Did More Females Than Males Attend Church a Hundred Years Ago?

16-year-old Helena Muffly wrote exactly 100 years ago today: 

Sunday, November 5, 1911: It was simply fine today. Went to Sunday School this afternoon. Carrie walked along home with me. I mean over here.

Grandma and Carrie would have walked down this road after Sunday School to get to the Muffly farm.

Her middle-aged granddaughter’s comments 100 years later:

It sounds like Grandma and her friend Carrie Stout enjoyed a nice fall day.
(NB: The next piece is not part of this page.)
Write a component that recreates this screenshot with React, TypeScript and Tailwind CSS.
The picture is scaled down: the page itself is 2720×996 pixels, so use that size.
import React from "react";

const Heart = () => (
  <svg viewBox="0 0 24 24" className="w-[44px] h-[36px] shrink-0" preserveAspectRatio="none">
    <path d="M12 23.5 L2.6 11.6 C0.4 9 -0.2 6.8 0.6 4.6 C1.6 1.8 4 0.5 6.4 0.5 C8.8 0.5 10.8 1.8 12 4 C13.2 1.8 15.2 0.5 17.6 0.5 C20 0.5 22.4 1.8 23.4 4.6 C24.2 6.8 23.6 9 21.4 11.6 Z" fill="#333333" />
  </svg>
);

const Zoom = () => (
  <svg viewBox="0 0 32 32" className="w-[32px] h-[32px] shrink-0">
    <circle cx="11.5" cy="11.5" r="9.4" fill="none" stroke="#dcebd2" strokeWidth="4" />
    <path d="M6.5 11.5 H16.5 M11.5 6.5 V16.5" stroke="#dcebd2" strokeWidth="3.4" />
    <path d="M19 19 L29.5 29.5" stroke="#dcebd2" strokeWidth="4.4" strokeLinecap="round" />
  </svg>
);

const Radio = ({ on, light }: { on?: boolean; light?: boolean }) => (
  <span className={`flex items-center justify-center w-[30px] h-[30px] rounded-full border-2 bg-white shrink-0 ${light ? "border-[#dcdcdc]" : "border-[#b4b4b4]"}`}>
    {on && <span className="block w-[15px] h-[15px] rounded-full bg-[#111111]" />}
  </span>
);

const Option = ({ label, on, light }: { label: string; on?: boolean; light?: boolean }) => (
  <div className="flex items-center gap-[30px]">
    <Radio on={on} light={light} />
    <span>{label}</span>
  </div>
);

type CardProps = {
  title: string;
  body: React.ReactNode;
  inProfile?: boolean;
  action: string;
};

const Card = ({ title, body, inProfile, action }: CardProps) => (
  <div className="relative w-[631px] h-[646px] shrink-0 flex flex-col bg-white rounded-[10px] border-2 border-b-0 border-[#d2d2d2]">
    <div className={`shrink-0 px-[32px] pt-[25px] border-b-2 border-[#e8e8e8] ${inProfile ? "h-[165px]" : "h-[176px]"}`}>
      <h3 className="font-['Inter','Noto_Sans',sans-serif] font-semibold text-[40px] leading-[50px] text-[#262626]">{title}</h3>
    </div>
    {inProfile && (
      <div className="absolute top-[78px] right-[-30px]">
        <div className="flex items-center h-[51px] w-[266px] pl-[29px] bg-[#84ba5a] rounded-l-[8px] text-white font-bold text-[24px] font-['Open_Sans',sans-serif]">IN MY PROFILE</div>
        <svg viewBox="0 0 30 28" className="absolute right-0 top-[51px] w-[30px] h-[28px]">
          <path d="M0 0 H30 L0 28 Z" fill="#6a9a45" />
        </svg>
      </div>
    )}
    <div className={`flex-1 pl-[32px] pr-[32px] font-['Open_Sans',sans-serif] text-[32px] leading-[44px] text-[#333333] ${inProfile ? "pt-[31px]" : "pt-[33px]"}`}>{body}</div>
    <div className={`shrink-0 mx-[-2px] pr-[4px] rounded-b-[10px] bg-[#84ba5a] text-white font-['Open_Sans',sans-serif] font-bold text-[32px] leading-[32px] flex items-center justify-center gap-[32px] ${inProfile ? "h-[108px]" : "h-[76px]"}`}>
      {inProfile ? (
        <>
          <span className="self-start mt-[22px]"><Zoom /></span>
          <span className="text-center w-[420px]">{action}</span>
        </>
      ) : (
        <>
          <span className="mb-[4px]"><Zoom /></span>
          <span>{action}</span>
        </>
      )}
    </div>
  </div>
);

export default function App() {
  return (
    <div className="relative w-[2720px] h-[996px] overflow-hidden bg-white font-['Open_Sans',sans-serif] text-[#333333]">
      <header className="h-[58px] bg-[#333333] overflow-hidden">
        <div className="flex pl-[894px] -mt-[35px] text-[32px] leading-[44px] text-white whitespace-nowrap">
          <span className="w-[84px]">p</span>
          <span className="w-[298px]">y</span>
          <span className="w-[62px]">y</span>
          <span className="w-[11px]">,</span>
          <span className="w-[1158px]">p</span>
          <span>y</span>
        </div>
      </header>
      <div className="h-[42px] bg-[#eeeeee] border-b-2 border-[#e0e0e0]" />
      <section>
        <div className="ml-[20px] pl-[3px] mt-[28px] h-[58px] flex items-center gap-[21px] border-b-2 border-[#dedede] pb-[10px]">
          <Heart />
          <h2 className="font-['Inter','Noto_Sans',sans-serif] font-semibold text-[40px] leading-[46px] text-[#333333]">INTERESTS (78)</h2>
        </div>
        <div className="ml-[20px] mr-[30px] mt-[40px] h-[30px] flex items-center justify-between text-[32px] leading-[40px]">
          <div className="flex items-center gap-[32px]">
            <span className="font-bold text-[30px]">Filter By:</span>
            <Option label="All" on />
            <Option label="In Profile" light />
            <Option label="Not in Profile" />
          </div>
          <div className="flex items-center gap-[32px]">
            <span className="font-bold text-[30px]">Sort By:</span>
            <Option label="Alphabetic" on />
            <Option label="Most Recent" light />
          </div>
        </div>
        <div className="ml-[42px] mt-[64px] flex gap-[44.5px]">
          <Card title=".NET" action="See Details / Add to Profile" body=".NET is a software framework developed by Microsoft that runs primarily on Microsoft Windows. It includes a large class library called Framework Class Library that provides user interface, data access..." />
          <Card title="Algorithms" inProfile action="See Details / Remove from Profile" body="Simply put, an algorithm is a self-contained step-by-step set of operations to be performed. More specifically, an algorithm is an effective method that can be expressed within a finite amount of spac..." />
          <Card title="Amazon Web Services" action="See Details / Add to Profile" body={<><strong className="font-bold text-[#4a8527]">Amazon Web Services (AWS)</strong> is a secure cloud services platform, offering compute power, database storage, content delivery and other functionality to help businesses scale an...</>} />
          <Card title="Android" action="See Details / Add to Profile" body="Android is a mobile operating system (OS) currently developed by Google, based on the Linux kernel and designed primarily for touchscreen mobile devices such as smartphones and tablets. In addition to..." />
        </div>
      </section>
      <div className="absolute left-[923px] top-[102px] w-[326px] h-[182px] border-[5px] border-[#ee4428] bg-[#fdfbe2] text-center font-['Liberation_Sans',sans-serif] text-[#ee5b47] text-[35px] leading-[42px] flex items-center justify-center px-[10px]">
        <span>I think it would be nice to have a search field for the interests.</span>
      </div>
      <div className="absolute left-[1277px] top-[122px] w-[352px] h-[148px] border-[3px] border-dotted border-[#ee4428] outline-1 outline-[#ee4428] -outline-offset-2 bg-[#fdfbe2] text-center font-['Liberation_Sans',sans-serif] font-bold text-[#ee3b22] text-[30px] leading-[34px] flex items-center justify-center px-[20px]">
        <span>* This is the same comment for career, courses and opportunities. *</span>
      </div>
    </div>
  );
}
Every Sunday Grandma wrote in her diary that she went to Sunday School or church. Occasionally she mentioned that her sister Ruth went to Sunday School—but I don’t think that she ever mentioned her parents or 6-year-old brother Jimmie going. Didn’t they attend? . . . or did Grandma just not happen to mention them?

According to the March 23, 1911 issue of The Youth’s Companion magazine women were more likely to attend church than men:

Careful compilation of statistics shows that seventy per cent of the audience both in church and theater are women. The only places where men are in the majority, apparently, are the offices and workshops—and even there the preponderance is not what it once was.

An aside–I always enjoy finding statements like this in old magazines, but I often wonder where the statistics came from. Maybe I’m cynical—but I can’t help wondering if the author merely went to a church service and a play, counted the number of males and females, and then calculated a percentage.